Some would like more laws banning guns. In fact, Sen. Dianne Feinstein (D-CA) said she would introduce a bill stopping the sale, transfer, importation and manufacture of assault weapons, including large ammunition magazines, strips and drums that hold more than 10 rounds.

Feinstein’s cause is just, I suppose, but reminds me of a bumper sticker seen many years ago: “When you outlaw guns, only outlaws will have guns.”

The problem isn’t with guns, so says Hollywood actor Samuel L. Jackson, a staunch Obama supporter. “I don’t think it’s about more gun control,” Jackson said. “I grew up in the south with guns everywhere, and we never shot anyone. This [shooting] is about people who aren’t taught the value of life.”
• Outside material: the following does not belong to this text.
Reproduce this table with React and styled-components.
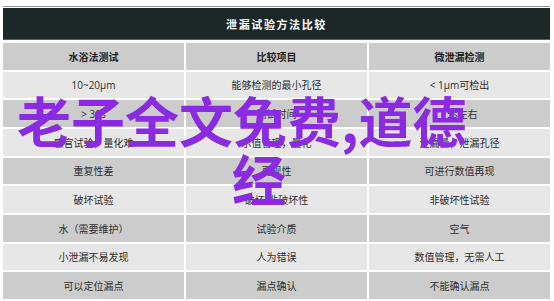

The truth is, there are monsters in our society. Adam Lanza was a monster, and there are others just like him roaming the streets of our nation. They are copycat killers, influenced by this act and others.

Two days following the Sandy Hook school massacre, a gunman went inside a San Antonio restaurant with murderous intent. The event was not publicized because the gunman was met with a well-armed, trained security professional.
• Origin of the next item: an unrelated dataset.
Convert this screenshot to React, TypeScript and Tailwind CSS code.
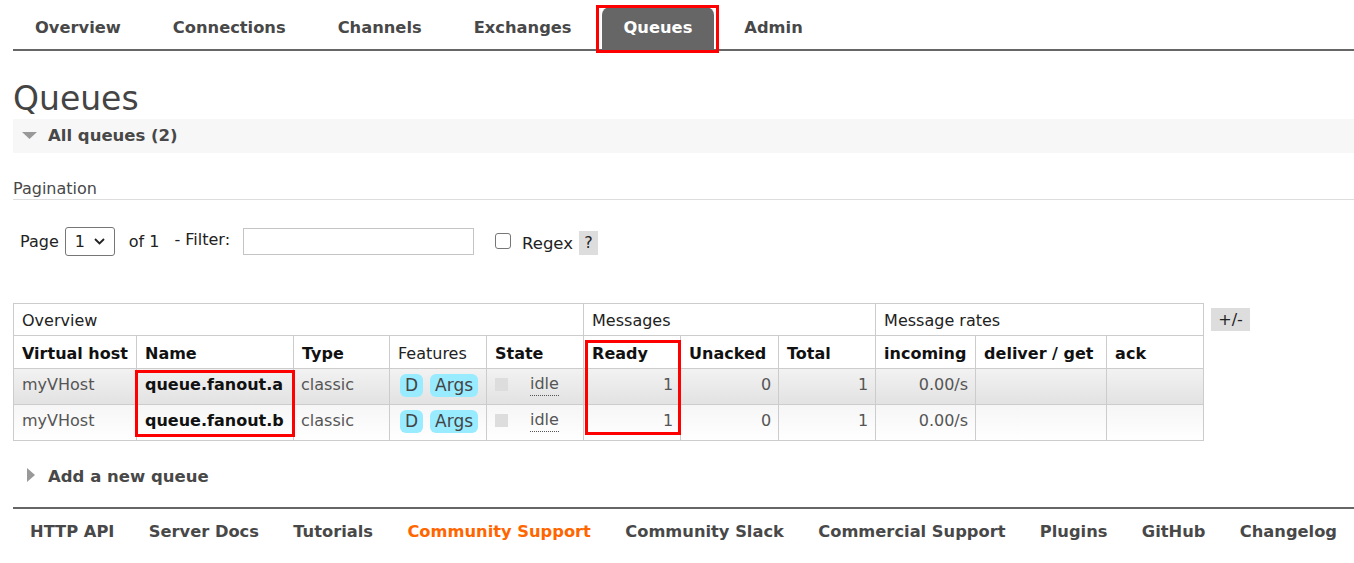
import React from "react";

const font = { fontFamily: '"DejaVu Sans", Verdana, sans-serif' };

function Badge({ children }: { children: React.ReactNode }) {
  return (
    <span className="inline-flex items-center justify-center h-[23px] px-[5px] rounded-[6px] bg-[#99ebff] text-[#444] text-[17px] leading-none">
      {children}
    </span>
  );
}

const tabs = ["Overview", "Connections", "Channels", "Exchanges", "Queues", "Admin"];
const footer = [
  "HTTP API",
  "Server Docs",
  "Tutorials",
  "Community Support",
  "Community Slack",
  "Commercial Support",
  "Plugins",
  "GitHub",
  "Changelog",
];

const rows = [
  { name: "queue.fanout.a", bg: "bg-linear-to-b from-[#f2f2f2] to-[#e2e2e2]" },
  { name: "queue.fanout.b", bg: "bg-linear-to-b from-[#f6f6f6] to-[#ffffff]" },
];

export default function App() {
  return (
    <div className="w-[1354px] h-[563px] bg-white text-[#484848] overflow-hidden" style={font}>
      {/* Nav */}
      <div className="ml-[13px] pt-[7px] border-b-2 border-[#666] flex gap-2">
        {tabs.map((t) =>
          t === "Queues" ? (
            <div key={t} className="relative">
              <div className="h-[42px] px-[22px] flex items-center bg-[#666] text-white font-bold text-[16.3px] rounded-t-[8px]">
                {t}
              </div>
              <div className="absolute left-[-6px] top-[-2px] w-[123px] h-[48px] border-[3px] border-[#ff0000]" />
            </div>
          ) : (
            <div key={t} className="h-[42px] px-[22px] flex items-center font-bold text-[16.3px] text-[#484848]">
              {t}
            </div>
          )
        )}
      </div>

      {/* Heading */}
      <h1 className="ml-[13px] pt-[27px] text-[33px] leading-[41px] text-[#444] font-normal">Queues</h1>

      {/* All queues bar */}
      <div className="ml-[13px] h-[34px] bg-[#f7f7f7] flex items-center pl-[9px]">
        <svg width="15" height="8" viewBox="0 0 15 8" className="mr-[11px]">
          <polygon points="0,0 15,0 7.5,7" fill="#999" />
        </svg>
        <span className="font-bold text-[16.5px] text-[#484848]">All queues (2)</span>
      </div>

      {/* Pagination label */}
      <div className="ml-[13px] mt-[26px] h-[21px] flex items-center border-b border-[#ddd] text-[16px] text-[#484848]">
        <span className="-mt-[1px]">Pagination</span>
      </div>

      {/* Pagination row */}
      <div className="ml-[20px] mt-[27px] h-[29px] flex items-center text-[16px] text-[#222]">
        <span>Page</span>
        <div className="ml-[6px] w-[50px] h-[29px] border border-[#767676] rounded-[3px] flex items-center pl-[9px] gap-[9px]">
          <span>1</span>
          <svg width="11" height="7" viewBox="0 0 11 7">
            <polyline points="1,1 5.5,5.5 10,1" fill="none" stroke="#222" strokeWidth="1.8" />
          </svg>
        </div>
        <span className="ml-[14px]">of 1</span>
        <span className="ml-[15px] -mt-[3px]">- Filter:</span>
        <div className="ml-[13px] w-[231px] h-[27px] border border-[#c4c4c4]" />
        <div className="ml-[21px] w-[16px] h-[16px] border border-[#767676] rounded-[3px] -mt-[2px]" />
        <span className="ml-[11px] mt-[5px] text-[16.5px]">Regex</span>
        <span className="ml-[6px] w-[19px] h-[24px] bg-[#ddd] flex items-center justify-center mt-[2px]">?</span>
      </div>

      {/* Table */}
      <div className="ml-[13px] mt-[47px] flex items-start">
        <div className="relative">
          <table className="border-collapse text-[16px] table-fixed w-[1190px]">
            <colgroup>
              <col className="w-[123px]" />
              <col className="w-[157px]" />
              <col className="w-[96px]" />
              <col className="w-[97px]" />
              <col className="w-[97px]" />
              <col className="w-[97px]" />
              <col className="w-[98px]" />
              <col className="w-[97px]" />
              <col className="w-[100px]" />
              <col className="w-[131px]" />
              <col className="w-[97px]" />
            </colgroup>
            <thead>
              <tr className="h-[32px] text-[#222]">
                <th colSpan={5} className="border border-[#ccc] text-left font-normal px-[8px] pt-[3px]">Overview</th>
                <th colSpan={3} className="border border-[#ccc] text-left font-normal px-[8px] pt-[3px]">Messages</th>
                <th colSpan={3} className="border border-[#ccc] text-left font-normal px-[8px] pt-[3px]">Message rates</th>
              </tr>
              <tr className="h-[33px] text-[#111]">
                {["Virtual host", "Name", "Type", "Features", "State", "Ready", "Unacked", "Total", "incoming", "deliver / get", "ack"].map(
                  (h) => (
                    <th
                      key={h}
                      className={`border border-[#ccc] text-left px-[8px] whitespace-nowrap pt-[4px] ${
                        h === "Features" ? "font-normal text-[#222]" : "font-bold"
                      }`}
                    >
                      {h}
                    </th>
                  )
                )}
              </tr>
            </thead>
            <tbody>
              {rows.map((r) => (
                <tr key={r.name} className={`h-[36px] ${r.bg} text-[#555]`}>
                  <td className="border border-[#ccc] px-[8px] align-top pt-[4px]">myVHost</td>
                  <td className="border border-[#ccc] px-[8px] align-top pt-[4px] font-bold text-[#111] whitespace-nowrap">{r.name}</td>
                  <td className="border border-[#ccc] px-[7px] align-top pt-[4px]">classic</td>
                  <td className="border border-[#ccc] pl-[10px] align-top pt-[5px]">
                    <div className="flex gap-[7px]">
                      <Badge>D</Badge>
                      <Badge>Args</Badge>
                    </div>
                  </td>
                  <td className="border border-[#ccc] pl-[8px] align-top pt-[4px]">
                    <div className="flex items-start">
                      <span className="w-[13px] h-[13px] bg-[#ddd] mt-[5px]" />
                      <span className="ml-[22px] border-b border-dotted border-[#555] leading-[22px]">idle</span>
                    </div>
                  </td>
                  <td className="border border-[#ccc] px-[7px] text-right align-top pt-[4px]">1</td>
                  <td className="border border-[#ccc] px-[7px] text-right align-top pt-[4px]">0</td>
                  <td className="border border-[#ccc] px-[7px] text-right align-top pt-[4px]">1</td>
                  <td className="border border-[#ccc] px-[7px] text-right align-top pt-[4px]">0.00/s</td>
                  <td className="border border-[#ccc]" />
                  <td className="border border-[#ccc]" />
                </tr>
              ))}
            </tbody>
          </table>
          <div className="absolute left-[122px] top-[67px] w-[160px] h-[67px] border-[3px] border-[#ff0000] pointer-events-none" />
          <div className="absolute left-[572px] top-[37px] w-[96px] h-[95px] border-[3px] border-[#ff0000] pointer-events-none" />
        </div>
        <div className="ml-[7px] mt-[5px] w-[39px] h-[23px] bg-[#ddd] flex items-center justify-center text-[16px] text-[#222]">
          +/-
        </div>
      </div>

      {/* Add a new queue */}
      <div className="ml-[13px] mt-[24px] h-[24px] flex items-center pl-[14px]">
        <svg width="8" height="14" viewBox="0 0 8 14" className="mr-[13px] -mt-[4px]">
          <polygon points="0,0 8,7 0,14" fill="#999" />
        </svg>
        <span className="font-bold text-[16.5px] text-[#484848]">Add a new queue</span>
      </div>

      {/* Footer */}
      <div className="ml-[13px] mt-[18px] border-t-2 border-[#666] pt-[1px] h-[47px] flex items-center justify-between px-[17px]">
        {footer.map((f) => (
          <span
            key={f}
            className={`font-bold text-[16.3px] ${f === "Community Support" ? "text-[#ff6600]" : "text-[#484848]"}`}
          >
            {f}
          </span>
        ))}
      </div>
    </div>
  );
}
On Dec. 17, 2012, Jesus Manuel Garcia, 19, used a gun to settle a dispute. As he started shooting, employees at the restaurant scattered, some fleeing to a nearby theater. Garcia followed them inside and continued his search-and-kill mission, but it didn’t last long.

Off-duty Bexer County, Texas Sheriff’s Department officer Sgt. Lisa Castellano ran to the scene. When she arrived, Garcia was coming out of a theater restroom. Castellano then ordered him to drop the gun. When he displayed the firearm, she fired, striking Garcia four times. Two days later, she was awarded a Medal of Valor for her efforts in stopping the gunman.

Who then, will stop the violence in our schools? Legislators are a pitiful example of problem-solving, especially one like school violence. They have an agenda, which typically brings us to a craggy, last minute precipice. Violence is ever present. By the time a child is 18 years of age, they have witnessed 16,000 murders and 200,000 acts of violence through various mediums. That same media must stand and be held accountable, rather than remaining silent enablers.

These are our children. It’s not just our duty to protect them, but our right. Would one trained armed security officer have been able to protect 26 innocents in Sandy Hook? Yes, I think so.